Write out the material again exactly, please, and omit the pictures.
★ ★ ★
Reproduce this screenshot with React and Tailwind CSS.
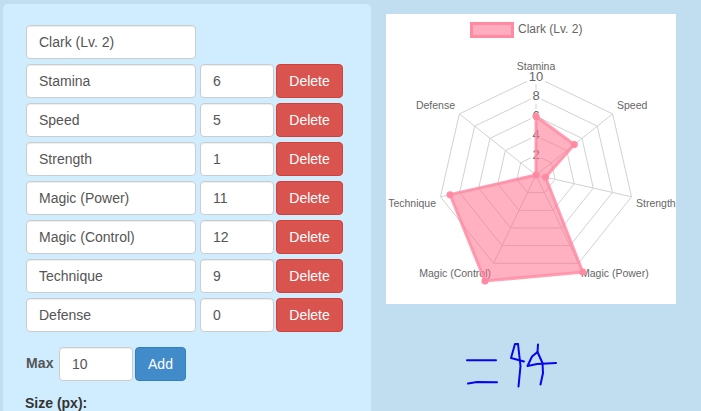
const stats = [
  ["Stamina", 6],
  ["Speed", 5],
  ["Strength", 1],
  ["Magic (Power)", 11],
  ["Magic (Control)", 12],
  ["Technique", 9],
  ["Defense", 0],
];

const labels = [
  { text: "Stamina", x: 150, y: 56, anchor: "middle" },
  { text: "Speed", x: 231, y: 95, anchor: "start" },
  { text: "Strength", x: 250, y: 193, anchor: "start" },
  { text: "Magic (Power)", x: 195, y: 263, anchor: "start" },
  { text: "Magic (Control)", x: 105, y: 263, anchor: "end" },
  { text: "Technique", x: 50, y: 193, anchor: "end" },
  { text: "Defense", x: 69, y: 95, anchor: "end" },
];

const cx = 150;
const cy = 161;
const unit = 9.8;

function point(i, value) {
  const a = -Math.PI / 2 + (i * 2 * Math.PI) / 7;
  return [cx + Math.cos(a) * value * unit, cy + Math.sin(a) * value * unit];
}

function ring(value) {
  return stats.map((_, i) => point(i, value).join(",")).join(" ");
}

function RadarChart() {
  return (
    <svg width="290" height="290" viewBox="0 0 290 290" className="block bg-white font-['Liberation_Sans',Arial,sans-serif]">
      <rect x="85.5" y="9.5" width="41" height="13" fill="#ffadbe" stroke="#ff8aa2" strokeWidth="3" />
      <text x="132" y="19" fontSize="12" fill="#666">Clark (Lv. 2)</text>

      {[2, 4, 6, 8, 10].map((v) => (
        <polygon key={v} points={ring(v)} fill="none" stroke="#d2d2d2" />
      ))}
      {stats.map((_, i) => {
        const [x, y] = point(i, 10);
        return <line key={i} x1={cx} y1={cy} x2={x} y2={y} stroke="#d2d2d2" />;
      })}
      {[2, 4, 6, 8, 10].map((v) => {
        const w = v === 10 ? 18 : 10;
        return (
          <g key={v}>
            <rect x={cx - w / 2} y={cy - v * unit - 7} width={w} height="14" fill="#fff" />
            <text x={cx} y={cy - v * unit + 3.5} fontSize="13" textAnchor="middle" fill="#666">{v}</text>
          </g>
        );
      })}

      {labels.map((l) => (
        <text key={l.text} x={l.x} y={l.y} fontSize="10.5" textAnchor={l.anchor} fill="#666">{l.text}</text>
      ))}

      <polygon
        points={stats.map((s, i) => point(i, s[1]).join(",")).join(" ")}
        fill="#ff6384"
        fillOpacity="0.5"
        stroke="#ff8aa2"
        strokeOpacity="0.8"
        strokeWidth="3"
      />
      {stats.map((s, i) => {
        const [x, y] = point(i, s[1]);
        return <circle key={s[0]} cx={x} cy={y} r="3.5" fill="#ff8aa2" />;
      })}
    </svg>
  );
}

function Field({ value, className }) {
  return (
    <input
      defaultValue={value}
      className={`h-[34px] rounded border border-[#ccc] bg-white px-[12px] text-sm text-[#555] shadow-[inset_0_1px_1px_rgba(0,0,0,0.075)] ${className}`}
    />
  );
}

export default function App() {
  return (
    <div className="flex h-[411px] w-[701px] overflow-hidden bg-[#c0deef] font-['Liberation_Sans',Arial,sans-serif]">
      <div className="ml-[3px] mt-[4px] h-[420px] w-[368px] shrink-0 rounded-[5px] bg-[#d0edff] pl-[23px] pt-[21px]">
        <Field value="Clark (Lv. 2)" className="block w-[170px]" />
        {stats.map((s) => (
          <div key={s[0]} className="mt-[5px] flex items-center">
            <Field value={s[0]} className="w-[170px]" />
            <Field value={s[1]} className="ml-[4px] w-[74px]" />
            <button className="ml-[2px] h-[34px] w-[67px] rounded border border-[#d43f3a] bg-[#d9534f] text-sm text-white">
              Delete
            </button>
          </div>
        ))}
        <div className="mt-[15px] flex items-center">
          <span className="mb-[2px] w-[33px] text-sm font-bold tracking-[0.2px] text-[#555]">Max</span>
          <Field value="10" className="w-[74px]" />
          <button className="ml-[2px] h-[34px] w-[51px] rounded border border-[#357ebd] bg-[#428bca] text-sm text-white">
            Add
          </button>
        </div>
        <div className="ml-[-1px] mt-[12px] text-sm font-bold text-[#333]">Size (px):</div>
      </div>

      <div className="ml-[15px] mt-[14px]">
        <RadarChart />
        <svg width="120" height="70" viewBox="0 0 120 70" className="ml-[64px] mt-[26px] block" fill="none" stroke="#0505f0" strokeWidth="2" strokeLinecap="round" strokeLinejoin="round">
          <path d="M17 30.3 H46" />
          <path d="M18 53.5 L27 52 L47 52.3" />
          <path d="M68 14 L65 14 L61 28 L74 31.5" />
          <path d="M68 14 L70.5 36 L68.5 56.5" />
          <path d="M88 14.5 L87.5 22 L82 26.5 L77.5 36 L87 34 L106 33" />
          <path d="M87.5 22 L92.5 33 L93 43 L90.5 54.5" />
        </svg>
      </div>
    </div>
  );
}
★ ★ ★
• **SOLUTION**
Reproduce this screenshot with React and Tailwind CSS.
const stats = [
  ["Stamina", 6],
  ["Speed", 5],
  ["Strength", 1],
  ["Magic (Power)", 11],
  ["Magic (Control)", 12],
  ["Technique", 9],
  ["Defense", 0],
];

const labels = [
  { text: "Stamina", x: 150, y: 56, anchor: "middle" },
  { text: "Speed", x: 231, y: 95, anchor: "start" },
  { text: "Strength", x: 250, y: 193, anchor: "start" },
  { text: "Magic (Power)", x: 195, y: 263, anchor: "start" },
  { text: "Magic (Control)", x: 105, y: 263, anchor: "end" },
  { text: "Technique", x: 50, y: 193, anchor: "end" },
  { text: "Defense", x: 69, y: 95, anchor: "end" },
];

const cx = 150;
const cy = 161;
const unit = 9.8;

function point(i, value) {
  const a = -Math.PI / 2 + (i * 2 * Math.PI) / 7;
  return [cx + Math.cos(a) * value * unit, cy + Math.sin(a) * value * unit];
}

function ring(value) {
  return stats.map((_, i) => point(i, value).join(",")).join(" ");
}

function RadarChart() {
  return (
    <svg width="290" height="290" viewBox="0 0 290 290" className="block bg-white font-['Liberation_Sans',Arial,sans-serif]">
      <rect x="85.5" y="9.5" width="41" height="13" fill="#ffadbe" stroke="#ff8aa2" strokeWidth="3" />
      <text x="132" y="19" fontSize="12" fill="#666">Clark (Lv. 2)</text>

      {[2, 4, 6, 8, 10].map((v) => (
        <polygon key={v} points={ring(v)} fill="none" stroke="#d2d2d2" />
      ))}
      {stats.map((_, i) => {
        const [x, y] = point(i, 10);
        return <line key={i} x1={cx} y1={cy} x2={x} y2={y} stroke="#d2d2d2" />;
      })}
      {[2, 4, 6, 8, 10].map((v) => {
        const w = v === 10 ? 18 : 10;
        return (
          <g key={v}>
            <rect x={cx - w / 2} y={cy - v * unit - 7} width={w} height="14" fill="#fff" />
            <text x={cx} y={cy - v * unit + 3.5} fontSize="13" textAnchor="middle" fill="#666">{v}</text>
          </g>
        );
      })}

      {labels.map((l) => (
        <text key={l.text} x={l.x} y={l.y} fontSize="10.5" textAnchor={l.anchor} fill="#666">{l.text}</text>
      ))}

      <polygon
        points={stats.map((s, i) => point(i, s[1]).join(",")).join(" ")}
        fill="#ff6384"
        fillOpacity="0.5"
        stroke="#ff8aa2"
        strokeOpacity="0.8"
        strokeWidth="3"
      />
      {stats.map((s, i) => {
        const [x, y] = point(i, s[1]);
        return <circle key={s[0]} cx={x} cy={y} r="3.5" fill="#ff8aa2" />;
      })}
    </svg>
  );
}

function Field({ value, className }) {
  return (
    <input
      defaultValue={value}
      className={`h-[34px] rounded border border-[#ccc] bg-white px-[12px] text-sm text-[#555] shadow-[inset_0_1px_1px_rgba(0,0,0,0.075)] ${className}`}
    />
  );
}

export default function App() {
  return (
    <div className="flex h-[411px] w-[701px] overflow-hidden bg-[#c0deef] font-['Liberation_Sans',Arial,sans-serif]">
      <div className="ml-[3px] mt-[4px] h-[420px] w-[368px] shrink-0 rounded-[5px] bg-[#d0edff] pl-[23px] pt-[21px]">
        <Field value="Clark (Lv. 2)" className="block w-[170px]" />
        {stats.map((s) => (
          <div key={s[0]} className="mt-[5px] flex items-center">
            <Field value={s[0]} className="w-[170px]" />
            <Field value={s[1]} className="ml-[4px] w-[74px]" />
            <button className="ml-[2px] h-[34px] w-[67px] rounded border border-[#d43f3a] bg-[#d9534f] text-sm text-white">
              Delete
            </button>
          </div>
        ))}
        <div className="mt-[15px] flex items-center">
          <span className="mb-[2px] w-[33px] text-sm font-bold tracking-[0.2px] text-[#555]">Max</span>
          <Field value="10" className="w-[74px]" />
          <button className="ml-[2px] h-[34px] w-[51px] rounded border border-[#357ebd] bg-[#428bca] text-sm text-white">
            Add
          </button>
        </div>
        <div className="ml-[-1px] mt-[12px] text-sm font-bold text-[#333]">Size (px):</div>
      </div>

      <div className="ml-[15px] mt-[14px]">
        <RadarChart />
        <svg width="120" height="70" viewBox="0 0 120 70" className="ml-[64px] mt-[26px] block" fill="none" stroke="#0505f0" strokeWidth="2" strokeLinecap="round" strokeLinejoin="round">
          <path d="M17 30.3 H46" />
          <path d="M18 53.5 L27 52 L47 52.3" />
          <path d="M68 14 L65 14 L61 28 L74 31.5" />
          <path d="M68 14 L70.5 36 L68.5 56.5" />
          <path d="M88 14.5 L87.5 22 L82 26.5 L77.5 36 L87 34 L106 33" />
          <path d="M87.5 22 L92.5 33 L93 43 L90.5 54.5" />
        </svg>
      </div>
    </div>
  );
}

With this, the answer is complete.